EXERCISE AIM | Filter for the word "page" and keep each matching line.

DATASET EXTRACT |

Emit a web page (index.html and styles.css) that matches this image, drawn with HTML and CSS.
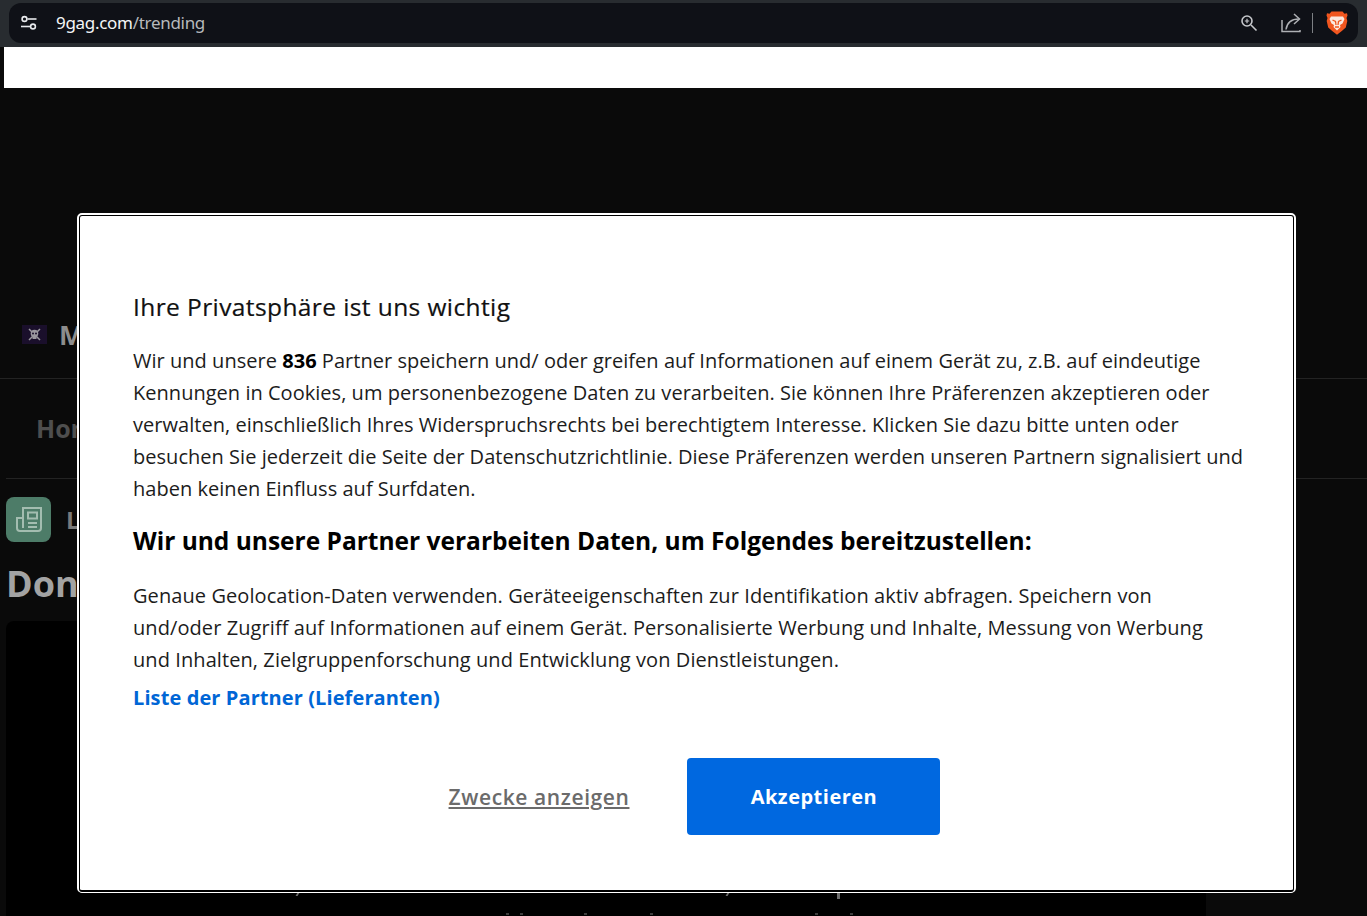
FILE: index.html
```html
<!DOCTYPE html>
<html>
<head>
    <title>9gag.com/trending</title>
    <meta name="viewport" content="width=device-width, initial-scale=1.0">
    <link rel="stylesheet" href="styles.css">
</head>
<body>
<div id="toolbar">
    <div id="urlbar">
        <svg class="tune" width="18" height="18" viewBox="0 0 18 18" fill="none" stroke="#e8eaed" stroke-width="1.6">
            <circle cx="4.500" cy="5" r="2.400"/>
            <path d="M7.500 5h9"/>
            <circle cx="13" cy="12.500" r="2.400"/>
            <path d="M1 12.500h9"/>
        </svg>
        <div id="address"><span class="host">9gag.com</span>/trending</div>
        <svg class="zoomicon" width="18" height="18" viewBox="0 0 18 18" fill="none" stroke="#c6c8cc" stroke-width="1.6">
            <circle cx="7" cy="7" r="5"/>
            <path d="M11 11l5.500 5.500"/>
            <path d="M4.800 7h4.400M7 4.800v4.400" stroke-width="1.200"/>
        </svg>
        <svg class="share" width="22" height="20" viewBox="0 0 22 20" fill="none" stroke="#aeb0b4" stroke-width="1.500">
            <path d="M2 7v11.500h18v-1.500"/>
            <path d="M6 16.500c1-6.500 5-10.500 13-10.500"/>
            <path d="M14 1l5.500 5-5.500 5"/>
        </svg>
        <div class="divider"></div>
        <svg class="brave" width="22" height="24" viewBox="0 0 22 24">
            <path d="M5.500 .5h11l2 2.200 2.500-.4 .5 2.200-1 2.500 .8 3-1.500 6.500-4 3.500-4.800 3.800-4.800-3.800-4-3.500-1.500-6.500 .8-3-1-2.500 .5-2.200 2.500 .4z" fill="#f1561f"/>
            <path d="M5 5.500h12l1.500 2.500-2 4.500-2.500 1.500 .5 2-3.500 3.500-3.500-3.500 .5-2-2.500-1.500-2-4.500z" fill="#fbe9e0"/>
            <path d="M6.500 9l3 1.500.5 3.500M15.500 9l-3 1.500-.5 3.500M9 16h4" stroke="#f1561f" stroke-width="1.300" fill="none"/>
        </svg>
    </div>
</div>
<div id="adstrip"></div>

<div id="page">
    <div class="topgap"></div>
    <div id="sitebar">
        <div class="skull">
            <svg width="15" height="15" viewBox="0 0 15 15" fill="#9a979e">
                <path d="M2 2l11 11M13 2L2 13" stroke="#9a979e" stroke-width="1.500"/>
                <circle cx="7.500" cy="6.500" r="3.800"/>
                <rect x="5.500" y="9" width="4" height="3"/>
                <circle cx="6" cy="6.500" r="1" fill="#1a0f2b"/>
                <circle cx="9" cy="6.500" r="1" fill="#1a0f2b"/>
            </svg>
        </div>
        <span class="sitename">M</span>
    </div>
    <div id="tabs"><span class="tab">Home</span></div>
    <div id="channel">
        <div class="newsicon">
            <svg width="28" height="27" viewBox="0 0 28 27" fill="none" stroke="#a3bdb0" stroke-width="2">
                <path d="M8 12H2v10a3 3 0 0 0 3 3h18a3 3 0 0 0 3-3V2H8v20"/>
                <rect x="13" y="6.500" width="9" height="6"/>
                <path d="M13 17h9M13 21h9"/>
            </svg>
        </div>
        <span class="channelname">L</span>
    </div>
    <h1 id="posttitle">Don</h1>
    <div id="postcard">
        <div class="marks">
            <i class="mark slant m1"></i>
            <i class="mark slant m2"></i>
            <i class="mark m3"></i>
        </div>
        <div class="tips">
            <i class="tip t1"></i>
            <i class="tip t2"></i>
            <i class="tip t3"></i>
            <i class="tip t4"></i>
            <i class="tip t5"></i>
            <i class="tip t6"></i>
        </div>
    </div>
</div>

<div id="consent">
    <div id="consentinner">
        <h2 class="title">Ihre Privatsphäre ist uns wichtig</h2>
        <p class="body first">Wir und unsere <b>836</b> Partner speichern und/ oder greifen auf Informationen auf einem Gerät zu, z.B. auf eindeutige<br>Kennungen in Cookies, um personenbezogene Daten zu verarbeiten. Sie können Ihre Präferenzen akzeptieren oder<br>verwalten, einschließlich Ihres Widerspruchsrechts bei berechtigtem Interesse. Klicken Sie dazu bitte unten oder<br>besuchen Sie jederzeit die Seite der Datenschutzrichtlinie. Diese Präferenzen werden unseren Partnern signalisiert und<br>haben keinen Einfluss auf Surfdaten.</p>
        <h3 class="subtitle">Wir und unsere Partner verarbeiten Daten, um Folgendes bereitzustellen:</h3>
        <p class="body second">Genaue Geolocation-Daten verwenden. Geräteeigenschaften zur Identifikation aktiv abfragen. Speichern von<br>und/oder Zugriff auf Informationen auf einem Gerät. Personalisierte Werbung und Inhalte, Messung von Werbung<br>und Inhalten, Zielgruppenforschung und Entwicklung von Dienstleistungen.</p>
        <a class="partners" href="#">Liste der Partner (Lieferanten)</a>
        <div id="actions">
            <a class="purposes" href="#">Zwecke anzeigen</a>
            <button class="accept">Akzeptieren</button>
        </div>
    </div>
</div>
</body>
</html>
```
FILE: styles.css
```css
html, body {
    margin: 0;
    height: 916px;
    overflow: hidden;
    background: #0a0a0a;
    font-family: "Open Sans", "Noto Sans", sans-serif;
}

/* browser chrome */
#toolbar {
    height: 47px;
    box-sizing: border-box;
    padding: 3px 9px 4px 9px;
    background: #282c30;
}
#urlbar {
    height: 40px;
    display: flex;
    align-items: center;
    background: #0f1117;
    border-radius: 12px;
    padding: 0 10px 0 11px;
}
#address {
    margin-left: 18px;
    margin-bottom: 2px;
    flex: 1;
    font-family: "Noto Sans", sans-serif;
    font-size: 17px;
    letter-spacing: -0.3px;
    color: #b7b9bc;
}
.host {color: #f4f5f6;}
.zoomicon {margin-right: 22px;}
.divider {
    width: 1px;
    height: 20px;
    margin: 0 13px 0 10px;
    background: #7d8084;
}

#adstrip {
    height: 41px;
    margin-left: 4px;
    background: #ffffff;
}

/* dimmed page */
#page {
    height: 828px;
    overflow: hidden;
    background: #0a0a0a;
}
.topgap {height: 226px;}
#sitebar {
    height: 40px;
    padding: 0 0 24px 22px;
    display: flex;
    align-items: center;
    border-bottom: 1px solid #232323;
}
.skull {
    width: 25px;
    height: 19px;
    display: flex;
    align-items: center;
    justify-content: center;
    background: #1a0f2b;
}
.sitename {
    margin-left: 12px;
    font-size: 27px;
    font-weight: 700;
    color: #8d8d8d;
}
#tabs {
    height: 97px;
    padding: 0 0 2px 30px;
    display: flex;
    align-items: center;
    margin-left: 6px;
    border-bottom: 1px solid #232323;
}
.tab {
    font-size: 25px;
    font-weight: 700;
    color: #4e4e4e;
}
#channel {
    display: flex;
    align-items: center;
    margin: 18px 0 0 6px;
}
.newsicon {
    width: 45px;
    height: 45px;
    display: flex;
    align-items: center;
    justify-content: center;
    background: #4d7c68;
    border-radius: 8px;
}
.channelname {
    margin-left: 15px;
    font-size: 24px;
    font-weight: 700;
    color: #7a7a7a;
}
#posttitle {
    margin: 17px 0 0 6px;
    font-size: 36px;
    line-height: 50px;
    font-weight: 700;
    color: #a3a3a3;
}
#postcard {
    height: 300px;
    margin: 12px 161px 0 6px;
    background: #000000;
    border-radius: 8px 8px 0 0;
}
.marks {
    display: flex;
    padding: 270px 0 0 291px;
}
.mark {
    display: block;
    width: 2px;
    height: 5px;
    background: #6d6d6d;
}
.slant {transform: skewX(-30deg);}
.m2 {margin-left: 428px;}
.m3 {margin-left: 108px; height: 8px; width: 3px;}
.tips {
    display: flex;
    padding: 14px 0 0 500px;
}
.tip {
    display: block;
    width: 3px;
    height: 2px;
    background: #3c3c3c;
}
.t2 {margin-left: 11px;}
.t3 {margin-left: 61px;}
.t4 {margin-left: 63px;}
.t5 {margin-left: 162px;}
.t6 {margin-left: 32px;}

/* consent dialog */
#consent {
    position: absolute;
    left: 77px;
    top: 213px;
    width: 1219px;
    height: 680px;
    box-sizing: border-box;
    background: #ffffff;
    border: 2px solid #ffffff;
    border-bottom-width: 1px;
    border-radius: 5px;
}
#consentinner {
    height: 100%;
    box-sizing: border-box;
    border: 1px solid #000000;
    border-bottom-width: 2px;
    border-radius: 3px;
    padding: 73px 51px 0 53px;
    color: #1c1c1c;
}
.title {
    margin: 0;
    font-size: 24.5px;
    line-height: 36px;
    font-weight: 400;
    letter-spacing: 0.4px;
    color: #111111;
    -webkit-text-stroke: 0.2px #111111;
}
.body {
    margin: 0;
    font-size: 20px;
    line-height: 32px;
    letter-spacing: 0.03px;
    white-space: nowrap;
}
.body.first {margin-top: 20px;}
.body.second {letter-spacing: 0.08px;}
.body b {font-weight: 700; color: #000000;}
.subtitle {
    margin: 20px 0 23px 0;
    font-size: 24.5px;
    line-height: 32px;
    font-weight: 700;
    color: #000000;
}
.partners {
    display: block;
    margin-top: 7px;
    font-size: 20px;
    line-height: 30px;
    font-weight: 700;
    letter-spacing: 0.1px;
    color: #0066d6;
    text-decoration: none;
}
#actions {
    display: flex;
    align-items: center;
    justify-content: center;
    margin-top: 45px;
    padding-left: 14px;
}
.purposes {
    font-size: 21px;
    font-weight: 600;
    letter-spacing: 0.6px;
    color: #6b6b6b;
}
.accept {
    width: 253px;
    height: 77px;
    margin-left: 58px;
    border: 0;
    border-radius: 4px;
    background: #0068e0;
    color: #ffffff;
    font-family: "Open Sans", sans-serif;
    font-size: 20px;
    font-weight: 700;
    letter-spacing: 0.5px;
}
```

CORRECT ANSWER |
Emit a web page (index.html and styles.css) that matches this image, drawn with HTML and CSS.
<div id="page">
/* dimmed page */
#page {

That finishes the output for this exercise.